The address books of two burglars contained phone numbers labeled “W House” and “W.H.”.

Breaking into the premises of competitive party was ordered by President Nixon’s administration, and the secret illegal operation was approved even by Nixon’s Attorney General John Mitchell.




After the arrest of the five burglars, the Nixon administration tried to hush up the scandal and force the FBI not to conduct an investigation.

However, the FBI was not under the control of the White House and the investigation led to higher and higher officials, until it was finally found that President Nixon was personally involved in an attempt to prevent the investigation.

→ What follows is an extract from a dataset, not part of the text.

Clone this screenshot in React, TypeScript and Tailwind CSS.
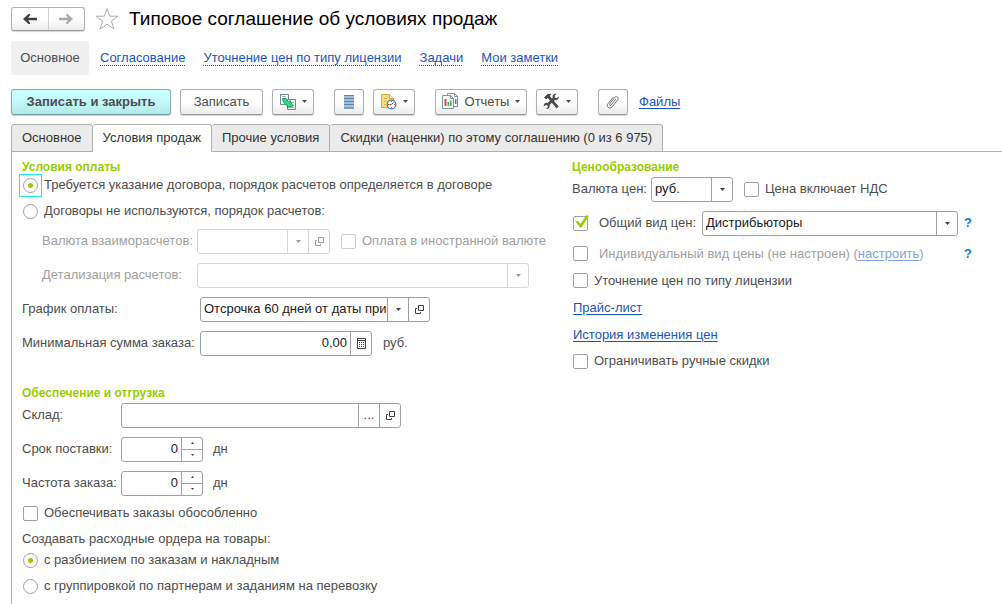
import { useId, useState } from "react";
import type { ReactNode } from "react";

function Caret({ size = "h-[3px] w-[5px]" }: { size?: string }) {
  return (
    <svg viewBox="0 0 5 3" className={`shrink-0 ${size}`} aria-hidden="true">
      <path d="M0 0h5L2.5 3z" fill="currentColor" />
    </svg>
  );
}

function ArrowIcon({ flip = false }: { flip?: boolean }) {
  return (
    <svg viewBox="0 0 14 10" className={`h-[10px] w-[14px] ${flip ? "rotate-180" : ""}`} aria-hidden="true">
      <path d="M0 5 5.500 0H7v1L5.200 3.700H14v2.600H5.200L7 9v1H5.500z" fill="currentColor" />
    </svg>
  );
}

function StarIcon() {
  return (
    <svg viewBox="0 0 24 24" className="size-6" fill="none" stroke="#a9b0b6" aria-hidden="true">
      <path d="M12 1.500 14.700 9.200H23L16.400 14l2.500 8L12 17.200 5.100 22l2.500-8L1 9.200h8.300z" />
    </svg>
  );
}

function CreateFromIcon() {
  return (
    <svg viewBox="0 0 18 18" className="size-[18px]" aria-hidden="true">
      <path d="M1.500 1.500h8v10h-8z" fill="#fff" stroke="#71889b" />
      <path d="M3 3.500h4" stroke="#9fb2c0" />
      <path d="M8.500 6.500h8v10h-8z" fill="#fff" stroke="#71889b" />
      <path d="M12 9.500h3M13 12.500h2M10 14.500h5" stroke="#9fb2c0" />
      <path d="M3.500 5.500h3.500l2.500 3.500 1.500-1.500 3 5.500-6 1.500 1-2q-4.500-.500-5.500-7z" fill="#2fe081" stroke="#159a4e" strokeWidth=".9" strokeLinejoin="round" />
    </svg>
  );
}

function ListIcon() {
  return (
    <svg viewBox="0 0 10 14" className="h-[14px] w-[10px]" aria-hidden="true">
      <path d="M0 0h10v14H0z" fill="#a3c0d6" />
      <path d="M0 .500h10M0 3.500h10M0 6.500h10M0 9.500h10M0 13h10" stroke="#5d82a0" />
    </svg>
  );
}

function ScheduleIcon() {
  return (
    <svg viewBox="0 0 17 17" className="size-[17px]" aria-hidden="true">
      <path d="M1.500 1.500h8l4 4v9h-12z" fill="#f8dd85" stroke="#cfa845" />
      <path d="M9.500 1.500v4h4" fill="#fff3c4" stroke="#cfa845" />
      <path d="M4 5.500h3M4 8.500h3M4 11.500h2" stroke="#dbb755" />
      <circle cx="11.500" cy="11.500" r="4.300" fill="#fff" stroke="#4d7fae" strokeWidth="1.300" />
      <path d="M11.500 11.500 13.500 9.500M11.500 11.500h-2" stroke="#345f8a" />
      <path d="M11.500 8v1M11.500 14v1M14 11.500h1M8 11.500h1" stroke="#e0463a" />
    </svg>
  );
}

function ReportsIcon() {
  return (
    <svg viewBox="0 0 17 17" className="size-[17px]" aria-hidden="true">
      <path d="M5.500.500h7l3 3v10h-10z" fill="#fff" stroke="#7b95a3" />
      <path d="M12.500.500v3h3" fill="none" stroke="#7b95a3" />
      <path d="M13 6h1.500v5H13z" fill="#3da34a" />
      <path d="M.500 2.500h8l3 3v10H.500z" fill="#fff" stroke="#7b95a3" />
      <path d="M8.500 2.500v3h3" fill="none" stroke="#7b95a3" />
      <path d="M2.500 6h2v7h-2z" fill="#e8432e" />
      <path d="M5.500 9h1.500v4H5.500zM8 7.500h1.500V13H8z" fill="#3da34a" />
    </svg>
  );
}

function ToolsIcon() {
  return (
    <svg viewBox="0 0 17 17" className="size-[17px]" aria-hidden="true">
      <path d="M1 4.500 4.500 1h4L6.800 3l8.900 10.500-2 2L4.700 5 3 6.500z" fill="#4a4a4a" />
      <path d="M15.800 3.200 13.700 5.200 12 4.600l-.400-1.700L13.500.800c-2.600-.500-4.600 1.600-3.800 4L4.600 10c-2.400-.700-4.300 1.100-3.800 3.500l2-1.600 1.700.500.400 1.700L3 16c2.400.400 4.200-1.500 3.500-3.900L11.800 7c2.500.700 4.500-1.200 4-3.800z" fill="#4a4a4a" />
    </svg>
  );
}

function ClipIcon() {
  return (
    <svg viewBox="0 0 16 16" className="size-4" fill="none" stroke="#707070" strokeLinecap="round" aria-hidden="true">
      <path d="M10.500 5.500 6.300 10.800c-1 1.200-2.400.100-1.500-1.100l5-6.300c1.700-2 4.600.100 3 2.300l-5.600 7.100c-2.500 3-6.500-.100-4.200-3.100L8 3.500" />
    </svg>
  );
}

function OpenIcon() {
  return (
    <svg viewBox="0 0 9 9" className="size-[9px]" fill="none" stroke="currentColor" aria-hidden="true">
      <path d="M3.500.500h5v5h-5zM2 3.500H.500v5h5V7" />
    </svg>
  );
}

function CalculatorIcon() {
  return (
    <svg viewBox="0 0 9 11" className="h-[11px] w-[9px]" fill="none" stroke="currentColor" aria-hidden="true">
      <path d="M.500.500h8v10h-8zM1 2.500h7" />
      <path d="M2 4.500h5M2 6.500h5M2 8.500h5" strokeDasharray="1 1" />
    </svg>
  );
}

function ToolButton({ children, label, className }: { children: ReactNode; label?: string; className: string }) {
  return (
    <button
      type="button"
      aria-label={label}
      className={`flex h-[26px] items-center justify-center rounded-[3px] border border-[#b0b0b0] border-b-[#989898] bg-linear-to-b from-white from-50% to-[#ececec] shadow-[0_1px_1px_#d4d4d4] ${className}`}
    >
      {children}
    </button>
  );
}

const fieldBox = "flex h-[25px] overflow-hidden rounded-[3px] border bg-white";
const enabledBox = "border-[#a0a0a0] text-[#404040]";
const disabledBox = "border-[#d6d6d6] text-[#999]";

function FieldButton({ label, disabled, children }: { label: string; disabled?: boolean; children: ReactNode }) {
  return (
    <button type="button" aria-label={label} disabled={disabled} className="flex w-[21px] shrink-0 items-center justify-center border-l border-inherit">
      {children}
    </button>
  );
}

function Combo({ id, options, disabled, open, label, className }: { id: string; options: string[]; disabled?: boolean; open?: boolean; label?: string; className: string }) {
  return (
    <div className={`${fieldBox} ${disabled ? disabledBox : enabledBox} ${className}`}>
      <div className="grid min-w-0 flex-1 grid-cols-[minmax(0,1fr)_21px] border-inherit">
        <select id={id} aria-label={label} disabled={disabled} className="col-span-2 col-start-1 row-start-1 appearance-none bg-transparent pr-[22px] pl-[3px] text-[#1a1a1a] opacity-100 outline-none">
          {options.map((o) => (
            <option key={o}>{o}</option>
          ))}
        </select>
        <span className="pointer-events-none col-start-2 row-start-1 flex items-center justify-center border-l border-inherit">
          <Caret />
        </span>
      </div>
      {open && (
        <FieldButton label="Открыть" disabled={disabled}>
          <OpenIcon />
        </FieldButton>
      )}
    </div>
  );
}

function DaysField({ id, label }: { id: string; label: string }) {
  const [value, setValue] = useState(0);
  return (
    <div className="flex h-[34px] items-center">
      <label htmlFor={id} className="w-[99px] shrink-0">
        {label}
      </label>
      <div className={`${fieldBox} ${enabledBox} w-[82px]`}>
        <input id={id} value={value} inputMode="numeric" onChange={(e) => setValue(Number(e.target.value) || 0)} className="min-w-0 flex-1 pr-[3px] text-right text-[#1a1a1a] outline-none" />
        <span className="flex w-[21px] flex-col border-l border-inherit">
          <button type="button" aria-label="Больше" onClick={() => setValue(value + 1)} className="flex flex-1 items-center justify-center border-b border-inherit">
            <Caret size="h-[2px] w-[3px] rotate-180" />
          </button>
          <button type="button" aria-label="Меньше" onClick={() => setValue(Math.max(0, value - 1))} className="flex flex-1 items-center justify-center">
            <Caret size="h-[2px] w-[3px]" />
          </button>
        </span>
      </div>
      <span className="ml-[10px]">дн</span>
    </div>
  );
}

function Radio({ name, label, checked, onChange, ring }: { name: string; label: string; checked: boolean; onChange: () => void; ring?: boolean }) {
  const id = useId();
  return (
    <div className="flex h-[26px] items-center">
      <span className={`-ml-[3px] flex size-[23px] items-center justify-center border ${ring ? "border-[#22e6f2]" : "border-transparent"}`}>
        <input
          id={id}
          type="radio"
          name={name}
          checked={checked}
          onChange={onChange}
          className="grid size-[15px] appearance-none place-items-center rounded-full border border-[#a0a0a0] bg-white outline-none before:size-[5px] before:rounded-full checked:before:bg-[#99cc00]"
        />
      </span>
      <label htmlFor={id} className="ml-[2px]">
        {label}
      </label>
    </div>
  );
}

function CheckInput({ id, defaultChecked, disabled, pale }: { id: string; defaultChecked?: boolean; disabled?: boolean; pale?: boolean }) {
  return (
    <span className="grid size-[15px] shrink-0">
      <input
        id={id}
        type="checkbox"
        defaultChecked={defaultChecked}
        disabled={disabled}
        className={`peer col-start-1 row-start-1 size-[15px] appearance-none rounded-[2px] border bg-white ${pale ? "border-[#d0d0d0]" : "border-[#a0a0a0]"}`}
      />
      <svg viewBox="0 0 15 15" className="pointer-events-none invisible col-start-1 row-start-1 size-[15px] overflow-visible peer-checked:visible" aria-hidden="true">
        <path d="M2.500 5.500 5 5l2.500 3L13 -.500h3L8.500 11.500H7z" fill="#99cc00" />
      </svg>
    </span>
  );
}

function Check({ label, disabled, pale, className = "" }: { label: string; disabled?: boolean; pale?: boolean; className?: string }) {
  const id = useId();
  return (
    <div className={`flex items-center gap-[6px] ${className}`}>
      <CheckInput id={id} disabled={disabled} pale={pale} />
      <label htmlFor={id} className={disabled ? "text-[#a0a0a0]" : ""}>
        {label}
      </label>
    </div>
  );
}

function Heading({ children }: { children: ReactNode }) {
  return <h2 className="h-3 text-[12px] leading-[14px] font-bold text-[#99cc00]">{children}</h2>;
}

const link = "text-[#1a55b8] underline underline-offset-2";
const tabs = ["Основное", "Условия продаж", "Прочие условия", "Скидки (наценки) по этому соглашению (0 из 6 975)"];
const sections = ["Согласование", "Уточнение цен по типу лицензии", "Задачи", "Мои заметки"];

export default function App() {
  const [contract, setContract] = useState(0);
  const [orders, setOrders] = useState(0);
  const [tab, setTab] = useState(1);

  return (
    <div className="flex min-h-screen flex-col bg-white pt-[6px] pl-[11px] font-['Liberation_Sans',Arial,sans-serif] text-[13px] leading-[16px] whitespace-nowrap text-[#4d4d4d]">
      <header className="flex h-[25px] items-center">
        <div className="flex h-6 w-[74px] rounded-[3px] border border-[#b0b0b0] border-b-[#989898] bg-linear-to-b from-white from-50% to-[#ececec] shadow-[0_1px_1px_#d4d4d4]">
          <button type="button" aria-label="Назад" className="flex flex-1 items-center justify-center text-[#404040]">
            <ArrowIcon />
          </button>
          <button type="button" aria-label="Вперед" className="flex flex-1 items-center justify-center border-l border-[#d0d0d0] text-[#a8a8a8]">
            <ArrowIcon flip />
          </button>
        </div>
        <button type="button" aria-label="Добавить в избранное" className="ml-[10px]">
          <StarIcon />
        </button>
        <h1 className="ml-[10px] text-[19px] leading-6 text-black">Типовое соглашение об условиях продаж</h1>
      </header>

      <nav className="mt-[10px] flex h-[34px] items-center">
        <a href="#main" className="mr-[11px] flex h-[34px] w-[78px] items-center justify-center rounded-[3px] bg-[#f0f0f0]">
          Основное
        </a>
        <div className="flex gap-[18px]">
          {sections.map((s) => (
            <a key={s} href="#section" className="text-[#1a55b8] underline decoration-dotted decoration-1 underline-offset-[3px]">
              {s}
            </a>
          ))}
        </div>
      </nav>

      <div className="mt-[13px] flex h-[27px] items-center" role="toolbar">
        <button type="button" className="h-[26px] w-40 rounded-[3px] border border-[#86adad] border-b-[#6f9c9c] bg-linear-to-b from-[#c8ffff] from-30% to-[#b4e9e9] font-bold shadow-[0_1px_1px_#c4d4d4]">
          Записать и закрыть
        </button>
        <div className="ml-[9px] flex gap-[9px]">
          <ToolButton className="w-[83px]">Записать</ToolButton>
          <ToolButton label="Создать на основании" className="w-[42px] gap-[5px]">
            <CreateFromIcon />
            <Caret />
          </ToolButton>
        </div>
        <div className="ml-5 flex gap-[9px]">
          <ToolButton label="Список" className="w-[30px]">
            <ListIcon />
          </ToolButton>
          <ToolButton label="Расписание" className="w-[42px] gap-[6px]">
            <ScheduleIcon />
            <Caret />
          </ToolButton>
        </div>
        <div className="ml-5 flex gap-[9px]">
          <ToolButton className="w-[92px] gap-[6px]">
            <ReportsIcon />
            <span>Отчеты</span>
            <Caret />
          </ToolButton>
          <ToolButton label="Сервис" className="w-[42px] gap-[6px]">
            <ToolsIcon />
            <Caret />
          </ToolButton>
        </div>
        <div className="ml-5 flex items-center gap-[11px]">
          <ToolButton label="Прикрепить файл" className="w-[30px]">
            <ClipIcon />
          </ToolButton>
          <a href="#files" className={link}>
            Файлы
          </a>
        </div>
      </div>

      <div role="tablist" className="mt-[9px] flex h-7 border-b border-[#b0b0b0]">
        {tabs.map((t, i) => (
          <button
            key={t}
            type="button"
            role="tab"
            aria-selected={tab === i}
            onClick={() => setTab(i)}
            className={`h-7 rounded-t-[3px] border-t border-r border-b border-[#b0b0b0] px-[10px] text-[#333] first:border-l ${tab === i ? "border-b-white bg-white" : "bg-[#ebebeb]"}`}
          >
            {t}
          </button>
        ))}
      </div>

      <main className="grid flex-1 grid-cols-[550px_minmax(0,1fr)] border-l border-[#b0b0b0] pt-2 pl-[10px]">
        <div>
          <Heading>Условия оплаты</Heading>
          <Radio ring name="contract" label="Требуется указание договора, порядок расчетов определяется в договоре" checked={contract === 0} onChange={() => setContract(0)} />
          <Radio name="contract" label="Договоры не используются, порядок расчетов:" checked={contract === 1} onChange={() => setContract(1)} />
          <div className="grid grid-cols-[155px_minmax(0,1fr)] pl-5 text-[#a0a0a0]">
            <label htmlFor="settle" className="flex h-[34px] items-center">
              Валюта взаиморасчетов:
            </label>
            <div className="flex items-center gap-[11px]">
              <Combo id="settle" options={[""]} disabled open className="w-[133px]" />
              <Check label="Оплата в иностранной валюте" disabled pale />
            </div>
            <label htmlFor="detail" className="flex h-[34px] items-center">
              Детализация расчетов:
            </label>
            <div className="flex items-center">
              <Combo id="detail" options={[""]} disabled className="w-[332px]" />
            </div>
          </div>
          <div className="grid grid-cols-[178px_minmax(0,1fr)]">
            <label htmlFor="schedule" className="flex h-[34px] items-center">
              График оплаты:
            </label>
            <div className="flex items-center">
              <Combo id="schedule" options={["Отсрочка 60 дней от даты приемки"]} open className="w-[230px]" />
            </div>
            <label htmlFor="minsum" className="flex h-[34px] items-center">
              Минимальная сумма заказа:
            </label>
            <div className="flex items-center gap-[11px]">
              <div className={`${fieldBox} ${enabledBox} w-[172px]`}>
                <input id="minsum" defaultValue="0,00" className="min-w-0 flex-1 pr-[3px] text-right text-[#1a1a1a] outline-none" />
                <FieldButton label="Калькулятор">
                  <CalculatorIcon />
                </FieldButton>
              </div>
              <span>руб.</span>
            </div>
          </div>

          <div className="mt-[26px]">
            <Heading>Обеспечение и отгрузка</Heading>
            <div className="flex h-[34px] items-center">
              <label htmlFor="stock" className="w-[99px] shrink-0">
                Склад:
              </label>
              <div className={`${fieldBox} ${enabledBox} w-[280px]`}>
                <input id="stock" className="min-w-0 flex-1 px-[3px] text-[#1a1a1a] outline-none" />
                <FieldButton label="Выбрать">...</FieldButton>
                <FieldButton label="Открыть">
                  <OpenIcon />
                </FieldButton>
              </div>
            </div>
            <DaysField id="delivery" label="Срок поставки:" />
            <DaysField id="frequency" label="Частота заказа:" />
            <Check label="Обеспечивать заказы обособленно" className="h-[26px] pl-px" />
            <fieldset>
              <legend className="pt-[5px]">Создавать расходные ордера на товары:</legend>
              <Radio name="orders" label="с разбиением по заказам и накладным" checked={orders === 0} onChange={() => setOrders(0)} />
              <Radio name="orders" label="с группировкой по партнерам и заданиям на перевозку" checked={orders === 1} onChange={() => setOrders(1)} />
            </fieldset>
          </div>
        </div>

        <div>
          <Heading>Ценообразование</Heading>
          <div className="flex h-[34px] items-center">
            <label htmlFor="currency" className="w-[79px]">
              Валюта цен:
            </label>
            <Combo id="currency" options={["руб."]} className="w-[82px]" />
            <Check label="Цена включает НДС" className="ml-[11px]" />
          </div>
          <div className="flex h-[34px] items-center pl-px">
            <CheckInput id="common" defaultChecked />
            <label htmlFor="common" className="ml-[11px] w-[103px]">
              Общий вид цен:
            </label>
            <Combo id="kind" label="Вид цен" options={["Дистрибьюторы"]} className="w-[256px]" />
            <button type="button" className="ml-[6px] font-bold text-[#1879bd]">
              ?
            </button>
          </div>
          <div className="flex h-[27px] items-center pl-px text-[#a0a0a0]">
            <CheckInput id="individual" />
            <span className="ml-[11px] w-[359px]">
              <label htmlFor="individual">Индивидуальный вид цены (не настроен) </label>(
              <a href="#setup" className="text-[#7fa3dc] underline underline-offset-2">
                настроить
              </a>
              )
            </span>
            <button type="button" className="ml-[6px] font-bold text-[#1879bd]">
              ?
            </button>
          </div>
          <Check label="Уточнение цен по типу лицензии" className="h-[27px] pl-px" />
          <div className="flex h-[27px] items-center pl-px">
            <a href="#price-list" className={link}>
              Прайс-лист
            </a>
          </div>
          <div className="flex h-[27px] items-center pl-px">
            <a href="#history" className={link}>
              История изменения цен
            </a>
          </div>
          <Check label="Ограничивать ручные скидки" className="h-[26px] pl-px" />
        </div>
      </main>
    </div>
  );
}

Nixon resigned (he was the only president in American history to do so). After a thorough investigation, as many as 69 members of the Nixon administration were charged, of which 48 whom found guilty by the court.

Among them were: Minister of Justice John N. Mitchell (19 months imprisonment), his successor Richard Kleindienst (one month in prison), and Chief of Staff H. R. Haldeman (18 months in prison).

It is possible that Nixon might have ended up in prison, but his successor in the presidential function, Gerald Ford, gave him a full and unconditional presidential pardon for all crimes that Nixon had committed during his term.

This pardon is considered controversial because Nixon was the one who previously named Ford as Vice President of the United States after the elected Vice President Spiro Agnew resigned because of another scandal (Gerald Ford was the only president in the history of the United States who was never elected in the elections, but was appointed to his position).